OBJECTIVE
Exclude the pictures, then copy word for word the lines running from the beginning of the records through the line with "type Row = [string, string, string, string, string];".

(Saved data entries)
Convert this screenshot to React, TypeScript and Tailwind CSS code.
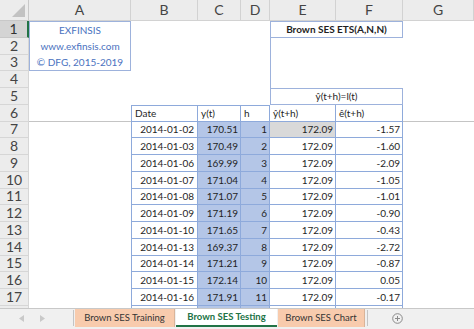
import React from "react";

type Row = [string, string, string, string, string];

const data: Row[] = [
  ["2014-01-02", "170.51", "1", "172.09", "-1.57"],
  ["2014-01-03", "170.49", "2", "172.09", "-1.60"],
  ["2014-01-06", "169.99", "3", "172.09", "-2.09"],
  ["2014-01-07", "171.04", "4", "172.09", "-1.05"],
  ["2014-01-08", "171.07", "5", "172.09", "-1.01"],
  ["2014-01-09", "171.19", "6", "172.09", "-0.90"],
  ["2014-01-10", "171.65", "7", "172.09", "-0.43"],
  ["2014-01-13", "169.37", "8", "172.09", "-2.72"],
  ["2014-01-14", "171.21", "9", "172.09", "-0.87"],
  ["2014-01-15", "172.14", "10", "172.09", "0.05"],
  ["2014-01-16", "171.91", "11", "172.09", "-0.17"],
  ["", "", "", "", ""],
];

const cell = "flex items-center px-[3px] text-[10px] leading-none text-[#1f1f1f] whitespace-nowrap overflow-hidden";
const rowHdr =
  "flex items-center justify-center bg-[#ececec] border-b border-r border-[#d6d6d6] text-[14px] leading-none text-[#444]";
const colHdr =
  "flex items-center justify-center bg-[#ececec] border-b border-r border-[#d2d2d2] text-[14px] leading-none text-[#444]";

function RH({ n, active }: { n: number | string; active?: boolean }) {
  return (
    <div
      className={
        active
          ? "flex items-center justify-center bg-[#d4d4d4] border-b border-[#c8c8c8] border-r-2 border-r-[#217346] text-[14px] leading-none text-[#333]"
          : rowHdr
      }
    >
      {n}
    </div>
  );
}

export default function App() {
  return (
    <div className="w-[474px] h-[329px] overflow-hidden bg-white flex flex-col font-[family-name:Lato,sans-serif]">
      <div className="h-[308px] shrink-0 overflow-hidden">
        <div className="grid grid-cols-[29px_102px_67px_43px_29px_66px_67px_71px] grid-rows-[21px_repeat(18,16.75px)]">
          {/* header row */}
          <div className="flex items-end justify-end bg-[#ececec] border-b border-r border-[#c8c8c8] pr-[3px] pb-[3px]">
            <svg width="13" height="13" viewBox="0 0 13 13">
              <polygon points="13,0 13,13 0,13" fill="#c2c2c2" />
            </svg>
          </div>
          {["A", "B", "C", "D", "E", "F", "G"].map((l) => (
            <div key={l} className={colHdr}>
              {l}
            </div>
          ))}

          {/* row 1 */}
          <RH n={1} active />
          <div className={`${cell} text-[10.5px] justify-center border-t border-l border-r border-[#9db2dc] text-[#4a72c0]`}>EXFINSIS</div>
          <div className={cell} />
          <div className={cell} />
          <div className={cell} />
          <div className={`${cell} text-[10.5px] col-span-2 justify-center border border-[#9db2dc] font-bold`}>Brown SES ETS(A,N,N)</div>
          <div className={cell} />

          {/* row 2 */}
          <RH n={2} />
          <div className={`${cell} text-[10.5px] justify-center border-l border-r border-[#9db2dc] text-[#4a72c0]`}>www.exfinsis.com</div>
          <div className={cell} />
          <div className={cell} />
          <div className={cell} />
          <div className={`${cell} border-l border-[#9db2dc]`} />
          <div className={cell} />
          <div className={cell} />

          {/* row 3 */}
          <RH n={3} />
          <div className={`${cell} text-[10.5px] justify-center border-l border-r border-b border-[#9db2dc] text-[#4a72c0]`}>© DFG, 2015-2019</div>
          <div className={cell} />
          <div className={cell} />
          <div className={cell} />
          <div className={`${cell} border-l border-[#9db2dc]`} />
          <div className={cell} />
          <div className={cell} />

          {/* row 4 */}
          <RH n={4} />
          <div className={cell} />
          <div className={cell} />
          <div className={cell} />
          <div className={cell} />
          <div className={`${cell} border-l border-[#9db2dc]`} />
          <div className={cell} />
          <div className={cell} />

          {/* row 5 */}
          <RH n={5} />
          <div className={cell} />
          <div className={cell} />
          <div className={cell} />
          <div className={cell} />
          <div className={`${cell} col-span-2 justify-center border border-[#9db2dc]`}>ŷ(t+h)=l(t)</div>
          <div className={cell} />

          {/* row 6 */}
          <RH n={6} />
          <div className={`${cell} border-b border-[#c4c4c4]`} />
          <div className={`${cell} border border-[#8eaadb]`}>Date</div>
          <div className={`${cell} border-t border-r border-b border-[#8eaadb]`}>y(t)</div>
          <div className={`${cell} border-t border-r border-b border-[#8eaadb]`}>h</div>
          <div className={`${cell} border-r border-b border-[#8eaadb]`}>ŷ(t+h)</div>
          <div className={`${cell} border-r border-b border-[#8eaadb]`}>ê(t+h)</div>
          <div className={`${cell} border-b border-[#c4c4c4]`} />

          {data.map((r, i) => (
            <React.Fragment key={i}>
              <RH n={i < 11 ? i + 7 : ""} />
              <div className={cell} />
              <div className={`${cell} justify-end border-l border-r border-b border-[#8eaadb]`}>{r[0]}</div>
              <div className={`${cell} justify-end bg-[#b4c6e7] border-r border-b border-[#8eaadb] pr-[2px]`}>{r[1]}</div>
              <div className={`${cell} justify-end bg-[#b4c6e7] border-r border-b border-[#8eaadb] pr-[2px]`}>{r[2]}</div>
              <div
                className={
                  i === 0
                    ? `${cell} justify-end bg-[#d9d9d9] border-r border-b border-[#8eaadb] pr-[2px]`
                    : `${cell} justify-end border-r border-b border-[#8eaadb] pr-[2px]`
                }
              >
                {r[3]}
              </div>
              <div className={`${cell} justify-end border-r border-b border-[#8eaadb] pr-[2px]`}>{r[4]}</div>
              <div className={cell} />
            </React.Fragment>
          ))}
        </div>
      </div>

      {/* sheet tabs */}
      <div className="h-[21px] shrink-0 bg-[#f0f0f0] border-t border-[#c8c8c8] flex items-start text-[9.5px] leading-none">
        <div className="w-[73px] h-[18px] flex items-center">
          <svg className="ml-[19px]" width="5" height="7" viewBox="0 0 5 7">
            <polygon points="5,0 5,7 0,3.5" fill="#c9c9c9" />
          </svg>
          <svg className="ml-[16px]" width="5" height="7" viewBox="0 0 5 7">
            <polygon points="0,0 0,7 5,3.5" fill="#c9c9c9" />
          </svg>
        </div>
        <div className="w-px h-[16px] mt-[1px] bg-[#c4c4c4]" />
        <div className="ml-[1px] w-[100px] h-[18px] bg-[#f8cbad] border-r border-[#d9b49a] flex items-center justify-center text-[#333]">
          Brown SES Training
        </div>
        <div className="ml-[1px] w-[101px] h-[18px] bg-white border-b-2 border-[#217346] flex items-center justify-center font-bold text-[#217346]">
          Brown SES Testing
        </div>
        <div className="ml-[1px] w-[87px] h-[18px] bg-[#f8cbad] border-r border-[#d9b49a] flex items-center justify-center text-[#333]">
          Brown SES Chart
        </div>
        <div className="ml-[2px] w-px h-[16px] mt-[1px] bg-[#c4c4c4]" />
        <div className="ml-[24px] h-[18px] flex items-center">
          <svg width="11" height="11" viewBox="0 0 11 11">
            <circle cx="5.5" cy="5.5" r="4.8" fill="none" stroke="#8a8a8a" strokeWidth="1" />
            <line x1="5.5" y1="3" x2="5.5" y2="8" stroke="#8a8a8a" strokeWidth="1" />
            <line x1="3" y1="5.5" x2="8" y2="5.5" stroke="#8a8a8a" strokeWidth="1" />
          </svg>
        </div>
      </div>
    </div>
  );
}
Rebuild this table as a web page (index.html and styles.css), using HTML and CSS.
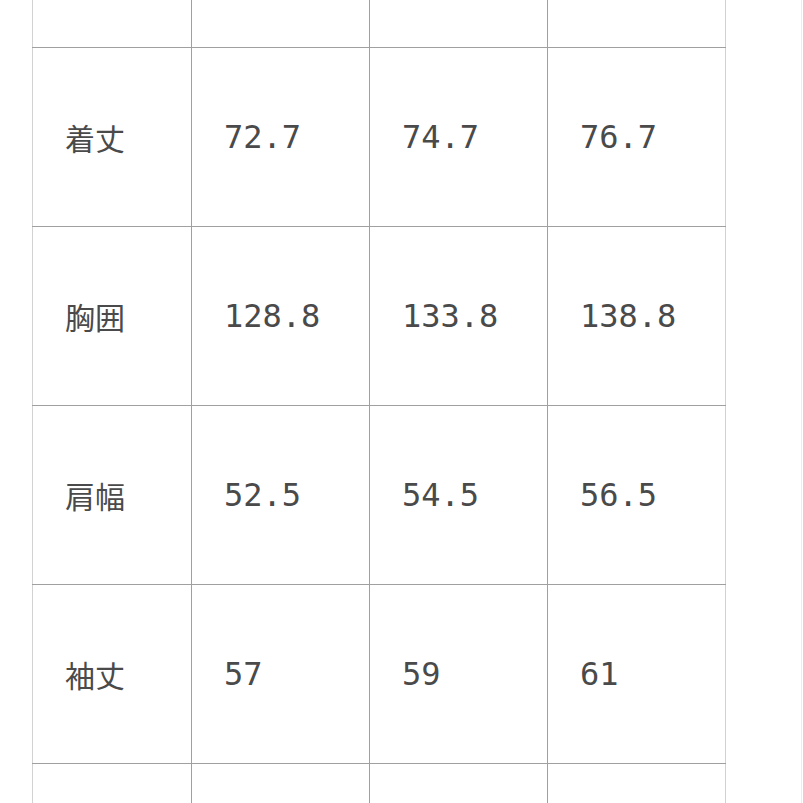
FILE: index.html
```html
<!DOCTYPE html>
<html lang="ja">
<head>
<meta charset="utf-8">
<title>サイズ表</title>
<link rel="stylesheet" href="styles.css">
</head>
<body>
<div class="sheet">
  <table class="size-table">
    <colgroup>
      <col class="c-label">
      <col class="c-val">
      <col class="c-val">
      <col class="c-val">
    </colgroup>
    <tbody>
      <tr class="row-cut-top"><td></td><td></td><td></td><td></td></tr>
      <tr><td class="label">着丈</td><td class="num">72.7</td><td class="num">74.7</td><td class="num">76.7</td></tr>
      <tr><td class="label">胸囲</td><td class="num">128.8</td><td class="num">133.8</td><td class="num">138.8</td></tr>
      <tr><td class="label">肩幅</td><td class="num">52.5</td><td class="num">54.5</td><td class="num">56.5</td></tr>
      <tr><td class="label">袖丈</td><td class="num">57</td><td class="num">59</td><td class="num">61</td></tr>
      <tr class="row-cut-bottom"><td></td><td></td><td></td><td></td></tr>
    </tbody>
  </table>
</div>
</body>
</html>
```
FILE: styles.css
```css
html, body {
  margin: 0;
  padding: 0;
  background: #ffffff;
  overflow: hidden;
}

.sheet {
  width: 802px;
  height: 803px;
  border-right: 1px solid #ececec;
  padding-left: 32px;
  box-sizing: border-box;
  overflow: hidden;
}

.size-table {
  border-collapse: collapse;
  table-layout: fixed;
  width: 694px;
  color: #4a4a4a;
}

.c-label { width: 159px; }
.c-val { width: 178px; }

.size-table td {
  border: 1px solid #a0a0a0;
  height: 179px;
  padding: 0 0 0 32px;
  vertical-align: middle;
  text-align: left;
  box-sizing: border-box;
}

.size-table td:first-child {
  border-left-color: #d2d2d2;
}

.size-table td:last-child {
  border-right-color: #d2d2d2;
}

.row-cut-top td {
  height: 47px;
  border-top: none;
}

.row-cut-bottom td {
  height: 60px;
}

.label {
  font-family: "Noto Sans CJK JP", "Noto Sans", sans-serif;
  font-size: 30px;
}

.num {
  font-family: "DejaVu Sans Mono", "Liberation Mono", monospace;
  font-size: 32px;
}
```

COMPLETED TASK
Convert this screenshot to React, TypeScript and Tailwind CSS code.
import React from "react";

type Row = [string, string, string, string, string];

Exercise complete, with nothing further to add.